Elle Thielke is a sexologist and digital communications specialist, and current PhD candidate at ECU. Her PhD explores porn literacy for young people in Australia, collaborating with teens and under-consulted stakeholders, to serve as universal prevention for problematic porn use and other unwanted impacts.
Elle has worked with a diverse range of industries, including advocacy against gender-based violence and LGBTQIA+ spaces, often collaborating with community. She strongly believes in the power of storytelling, harnessing the voices of lived experience through various mediums to advocate for change. She holds a Bachelor of Communications, Digital Media (Deakin University), a Master of Sexology, Professional (Curtin University), and Gottman Couples Therapy Level 1.

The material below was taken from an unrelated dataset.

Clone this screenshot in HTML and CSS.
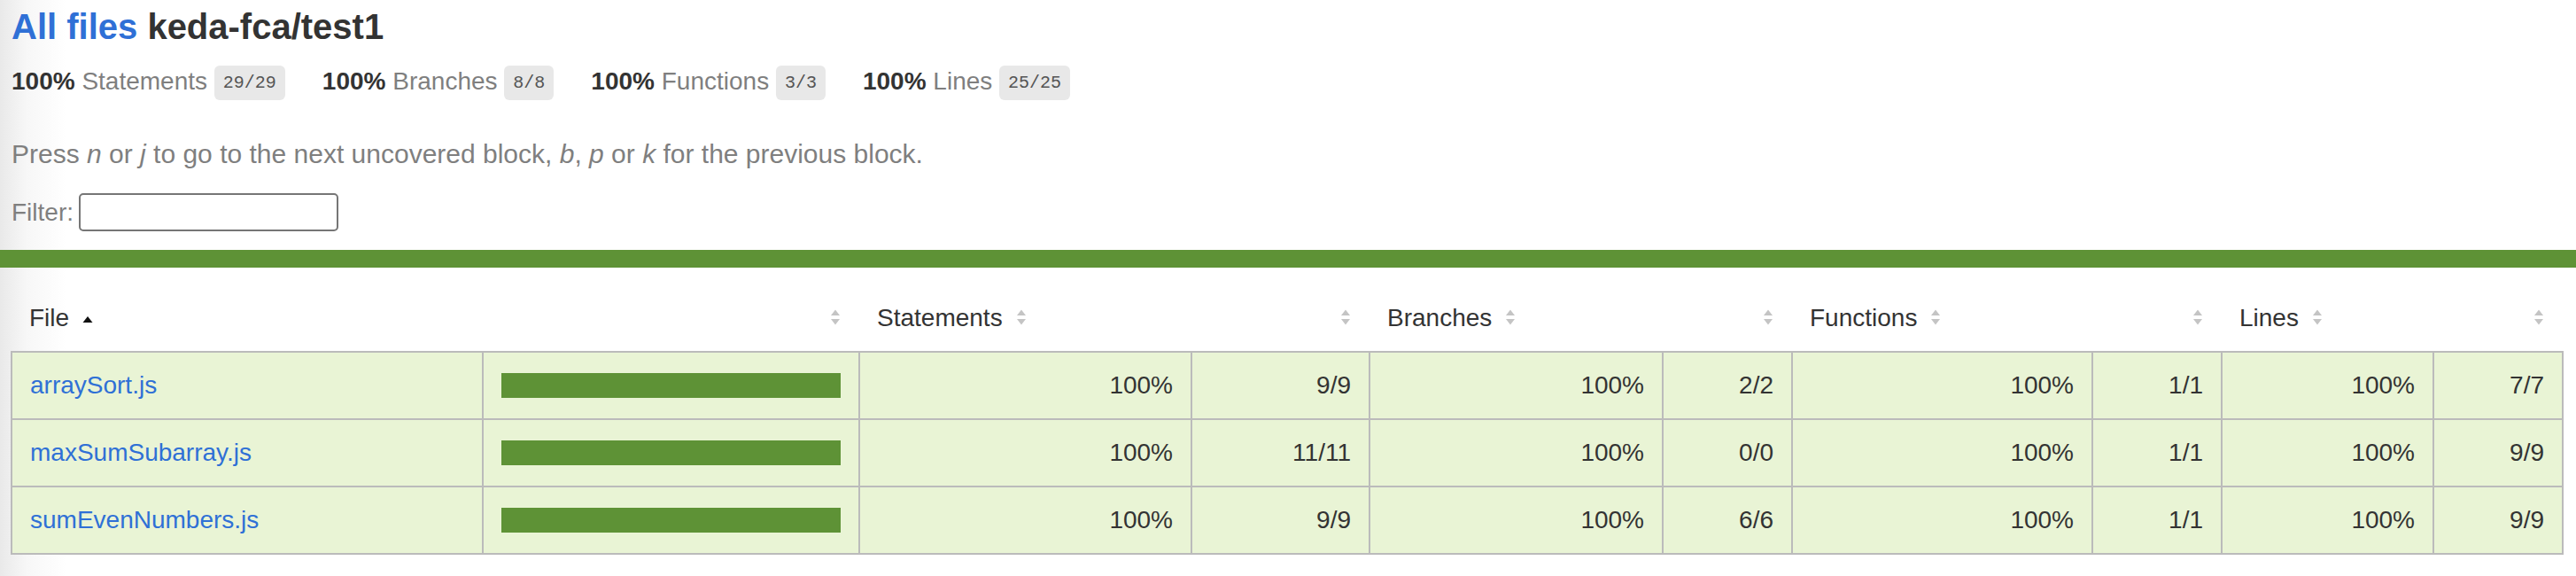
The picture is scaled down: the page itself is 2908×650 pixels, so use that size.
FILE: index.html
```html
<!DOCTYPE html>
<html lang="en">
<head>
<meta charset="utf-8">
<title>Code coverage report for keda-fca/test1</title>
<link rel="stylesheet" href="styles.css">
</head>
<body>
<div class="summary">
  <h1 class="title"><a class="link" href="#">All files</a> keda-fca/test1</h1>
  <div class="stats">
    <div class="stat"><strong class="strong">100%</strong> <span class="quiet">Statements</span> <span class="fraction">29/29</span></div>
    <div class="stat"><strong class="strong">100%</strong> <span class="quiet">Branches</span> <span class="fraction">8/8</span></div>
    <div class="stat"><strong class="strong">100%</strong> <span class="quiet">Functions</span> <span class="fraction">3/3</span></div>
    <div class="stat"><strong class="strong">100%</strong> <span class="quiet">Lines</span> <span class="fraction">25/25</span></div>
  </div>
  <p class="quiet help">Press <em>n</em> or <em>j</em> to go to the next uncovered block, <em>b</em>, <em>p</em> or <em>k</em> for the previous block.</p>
  <div class="quiet filter"><label class="filter-label" for="fileSearch">Filter:</label><input class="search" type="search" id="fileSearch"></div>
</div>
<div class="status-line"></div>
<div class="table-wrap">
<table class="coverage-summary">
  <colgroup>
    <col class="c-file"><col class="c-pic">
    <col class="c-spct"><col class="c-sabs">
    <col class="c-bpct"><col class="c-babs">
    <col class="c-fpct"><col class="c-fabs">
    <col class="c-lpct"><col class="c-labs">
  </colgroup>
  <thead>
    <tr>
      <th class="file">File<span class="sorter"><svg class="sort-svg" width="14" height="20" viewBox="0 0 14 20"><polygon class="arrow-on" points="1.5,16 7,9 12.5,16"/></svg></span></th>
      <th class="pic"><span class="sorter"><svg class="sort-svg" width="14" height="20" viewBox="0 0 14 20"><polygon class="arrow-off" points="2,8 7,1.5 12,8"/><polygon class="arrow-off" points="2,12 7,18.5 12,12"/></svg></span></th>
      <th class="pct">Statements<span class="sorter"><svg class="sort-svg" width="14" height="20" viewBox="0 0 14 20"><polygon class="arrow-off" points="2,8 7,1.5 12,8"/><polygon class="arrow-off" points="2,12 7,18.5 12,12"/></svg></span></th>
      <th class="abs"><span class="sorter"><svg class="sort-svg" width="14" height="20" viewBox="0 0 14 20"><polygon class="arrow-off" points="2,8 7,1.5 12,8"/><polygon class="arrow-off" points="2,12 7,18.5 12,12"/></svg></span></th>
      <th class="pct">Branches<span class="sorter"><svg class="sort-svg" width="14" height="20" viewBox="0 0 14 20"><polygon class="arrow-off" points="2,8 7,1.5 12,8"/><polygon class="arrow-off" points="2,12 7,18.5 12,12"/></svg></span></th>
      <th class="abs"><span class="sorter"><svg class="sort-svg" width="14" height="20" viewBox="0 0 14 20"><polygon class="arrow-off" points="2,8 7,1.5 12,8"/><polygon class="arrow-off" points="2,12 7,18.5 12,12"/></svg></span></th>
      <th class="pct">Functions<span class="sorter"><svg class="sort-svg" width="14" height="20" viewBox="0 0 14 20"><polygon class="arrow-off" points="2,8 7,1.5 12,8"/><polygon class="arrow-off" points="2,12 7,18.5 12,12"/></svg></span></th>
      <th class="abs"><span class="sorter"><svg class="sort-svg" width="14" height="20" viewBox="0 0 14 20"><polygon class="arrow-off" points="2,8 7,1.5 12,8"/><polygon class="arrow-off" points="2,12 7,18.5 12,12"/></svg></span></th>
      <th class="pct">Lines<span class="sorter"><svg class="sort-svg" width="14" height="20" viewBox="0 0 14 20"><polygon class="arrow-off" points="2,8 7,1.5 12,8"/><polygon class="arrow-off" points="2,12 7,18.5 12,12"/></svg></span></th>
      <th class="abs"><span class="sorter"><svg class="sort-svg" width="14" height="20" viewBox="0 0 14 20"><polygon class="arrow-off" points="2,8 7,1.5 12,8"/><polygon class="arrow-off" points="2,12 7,18.5 12,12"/></svg></span></th>
    </tr>
  </thead>
  <tbody>
    <tr class="high">
      <td class="file"><a class="link" href="#">arraySort.js</a></td>
      <td class="pic"><div class="chart"><div class="cover-fill"></div></div></td>
      <td class="pct">100%</td><td class="abs">9/9</td>
      <td class="pct">100%</td><td class="abs">2/2</td>
      <td class="pct">100%</td><td class="abs">1/1</td>
      <td class="pct">100%</td><td class="abs">7/7</td>
    </tr>
    <tr class="high">
      <td class="file"><a class="link" href="#">maxSumSubarray.js</a></td>
      <td class="pic"><div class="chart"><div class="cover-fill"></div></div></td>
      <td class="pct">100%</td><td class="abs">11/11</td>
      <td class="pct">100%</td><td class="abs">0/0</td>
      <td class="pct">100%</td><td class="abs">1/1</td>
      <td class="pct">100%</td><td class="abs">9/9</td>
    </tr>
    <tr class="high">
      <td class="file"><a class="link" href="#">sumEvenNumbers.js</a></td>
      <td class="pic"><div class="chart"><div class="cover-fill"></div></div></td>
      <td class="pct">100%</td><td class="abs">9/9</td>
      <td class="pct">100%</td><td class="abs">6/6</td>
      <td class="pct">100%</td><td class="abs">1/1</td>
      <td class="pct">100%</td><td class="abs">9/9</td>
    </tr>
  </tbody>
</table>
</div>
</body>
</html>
```

FILE: styles.css
```css
* { box-sizing: border-box; }

html, body { margin: 0; padding: 0; }

body {
  font-family: "Liberation Sans", Arial, Helvetica, sans-serif;
  font-size: 28px;
  line-height: 32px;
  color: #333;
  background: linear-gradient(90deg, #e9e9e9 0, #f7f7f7 30px, #ffffff 75px);
}

.link { color: #2f70d6; text-decoration: none; }

.summary {
  padding: 6px 14px 20px 12px;
}

.title {
  margin: 0;
  font-size: 40px;
  line-height: 48px;
  font-weight: bold;
  padding-left: 1px;
}

.stats {
  display: flex;
  gap: 42px;
  padding: 22px 0 20px 1px;
  line-height: 32px;
}

.stat { white-space: nowrap; }

.strong { font-weight: bold; }

.quiet { color: #7f7f7f; }

.fraction {
  font-family: "Liberation Mono", "Courier New", monospace;
  font-size: 20px;
  color: #555;
  background: #e8e8e8;
  padding: 8px 10px;
  border-radius: 6px;
  vertical-align: middle;
}

.help {
  margin: 28px 0 28px 1px;
  font-size: 30px;
}

.filter {
  display: flex;
  align-items: center;
  gap: 6px;
  height: 44px;
  padding-left: 1px;
}

.search {
  width: 293px;
  height: 43px;
  border: 2px solid #767676;
  border-radius: 5px;
  background: #fff;
  font-size: 26px;
  margin: 0;
  padding: 2px 6px;
}

.status-line {
  height: 20px;
  background: #5e9236;
}

.table-wrap {
  padding: 20px 14px 0 12px;
}

.coverage-summary {
  border-collapse: collapse;
  table-layout: fixed;
  width: 100%;
}

.c-file { width: 532px; }
.c-pic { width: 425px; }
.c-spct { width: 375px; }
.c-sabs { width: 201px; }
.c-bpct { width: 331px; }
.c-babs { width: 146px; }
.c-fpct { width: 339px; }
.c-fabs { width: 146px; }
.c-lpct { width: 239px; }
.c-labs { width: 146px; }

.coverage-summary th,
.coverage-summary td {
  padding: 20px;
  line-height: 34px;
}

.coverage-summary th {
  text-align: left;
  font-weight: normal;
  white-space: nowrap;
}

.coverage-summary th.pic,
.coverage-summary th.abs,
.coverage-summary td.pct,
.coverage-summary td.abs { text-align: right; }

.coverage-summary tbody { border: 2px solid #bbb; }
.coverage-summary tbody tr { border-bottom: 2px solid #bbb; }
.coverage-summary td { border-right: 2px solid #bbb; }
.coverage-summary td:last-child { border-right: none; }
.coverage-summary td.file { white-space: nowrap; }

.high td { background: #e9f4d5; }

.sorter {
  display: inline-block;
  width: 14px;
  height: 20px;
  margin-left: 14px;
  vertical-align: baseline;
}

.sort-svg { display: block; }

.arrow-on { fill: #111; }
.arrow-off { fill: #c4c4c4; }

.chart {
  line-height: 0;
  border: 2px solid #5e9236;
}

.cover-fill {
  height: 24px;
  width: 100%;
  background: #5e9236;
}
```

Beth is a qualified social worker (Hons 1) who lives and works on beautiful Gubbi Gubbi/Kabi Kabi & Jinibara country. She has worked in violence prevention for 20 years, specifically in the areas of child sexual abuse and domestic and family violence. A career highlight was working at the Royal Commission into Institutional Responses to Child Sexual Abuse, from its inception in 2013 to its conclusion in 2017, as a counsellor and lead policy writer.
As National Education Manager for the Daniel Morcombe Foundation, Beth leads national primary prevention projects to strengthen child safety education. She is also a sitting member of the Queensland Child Death Review Board, which recently completed the In Plain Sight report on early years system responses to child sexual abuse.
Leon Huxtable is a Schools and Community Educator at Sexual Health Victoria. He was awarded a Master of Education (Student Wellbeing) from The University of Melbourne in 2019, and he was awarded a Bachelor of Arts/Bachelor of Education (Secondary) from The University of New South Wales in 2014. Leon has worked at Sexual Health Victoria since 2022, and was previously a secondary school teacher working in New South Wales and Victoria. His research interests include education around sexual content online, and developing national standards for Comprehensive Sexuality Education in Australia.
Mhairi is a youth practitioner with over a decade’s experience in working with young people in education, online communities, and youth engagement. She’s passionate about centralising the voices and experiences of young people to create solutions that genuinely work for them. In her work at the Daniel Morcombe Foundation, Mhairi works closely with Young Advisors and subject matter experts in a highly collaborative process to develop educational resources for adolescents, focusing on image-based abuse and pornography. She has worked in classrooms with young people; developed respectful relationships and consent educational programs; lead moderation and safeguarding for the UK’s largest online student community, including focusing on health and wellbeing; and contributed as a student wellbeing expert in the UK to the UPP Foundation’s Student Futures Commission.
Dr Madison Godfrey (they/them) is a researcher, editor, educator, and author working across the areas of creative writing, gender, fandom, and sexology. Their second book, Dress Rehearsals (Allen & Unwin, 2023) was celebrated as one of the best books of 2023 by The Guardian and The West Australian. Madison is a previous recipient of a Creative Research Fellowship from the Forrest Research Foundation and a WA Youth Award for ‘Creative Contributions’ to the state. Their PhD, achieved at Curtin University, was recognised by a Vice Chancellor’s Commendation and the 2023 Niall Lucy Award.